Hive — How to install in 5 Steps in Windows 10

An easy to go guide for installing Hive in Windows 10.

Image taken from Google images

1. Prerequisites

Hardware Requirement
* RAM — Min. 8GB, if you have SSD in your system then 4GB RAM would also work.
* CPU — Min. Quad-core, with at least 1.80GHz
JRE 1.8 — Offline installer for JRE
Java Development Kit — 1.8
A Software for Un-Zipping like 7Zip or Win Rar
* I will be using 64-bit windows for the process, please check and download the version supported by your system x86 or x64 for all the software.
Hadoop
* I am using Hadoop-2.9.2, you can also use any other STABLE version for Hadoop.
* If you don’t have Hadoop, you can refer to installing it from Hadoop: How to install in 5 Steps in Windows 10.
MySQL Query Browser
Download Hive zip
* I am using Hive-3.1.2, you can also use any other STABLE version for Hive.

Fig 1:- Download Hive-3.1.2

2. Unzip and Install Hive

After Downloading the Hive, we need to Unzip the apache-hive-3.1.2-bin.tar.gz file.

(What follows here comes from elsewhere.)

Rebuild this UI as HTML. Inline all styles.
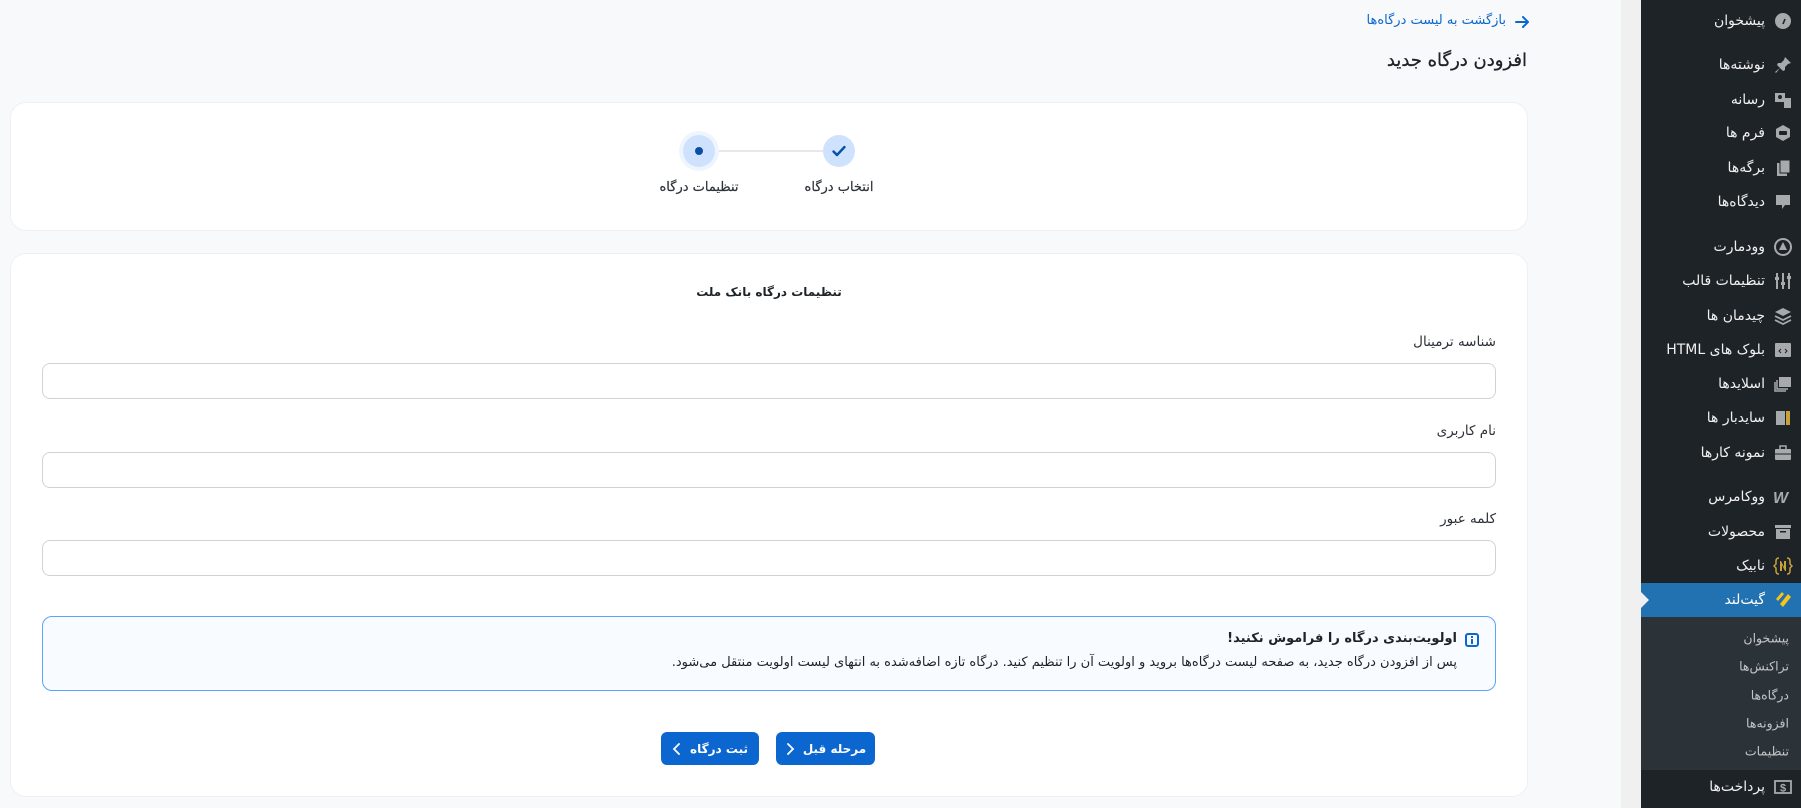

Fig 2:- Extracting Hive Step-1

Once extracted, we would get a new file apache-hive-3.1.2-bin.tar
Now, once again we need to extract this tar file.

Fig 3:- Extracting Hive Step-2

Now we can organize our Hive installation, we can create a folder and move the final extracted file in it. For Eg. :-

Fig 4:- Hive Directory

Please note while creating folders, DO NOT ADD SPACES IN BETWEEN THE FOLDER NAME.(it can cause issues later)
I have placed my Hive in D: drive you can use C: or any other drive also.

3. Setting Up Environment Variables

Another important step in setting up a work environment is to set your Systems environment variable.

To edit environment variables, go to Control Panel > System > click on the “Advanced system settings” link
Alternatively, We can Right-click on This PC icon and click on Properties and click on the “Advanced system settings” link
Or, the easiest way is to search for Environment Variable in the search bar and there you GO…😉

Fig. 5:- Path for Environment Variable

Fig. 6:- Advanced System Settings Screen

3.1 Setting HIVE_HOME

Open environment Variable and click on “New” in “User Variable”

Fig. 7:- Adding Environment Variable

On clicking “New”, we get the below screen.

Fig. 8:- Adding HIVE_HOME

Now as shown, add HIVE_HOME in variable name and path of Hive in Variable Value.
Click OK and we are half done with setting HIVE_HOME.

3.2 Setting Path Variable

The last step in setting the Environment variable is setting Path in System Variable.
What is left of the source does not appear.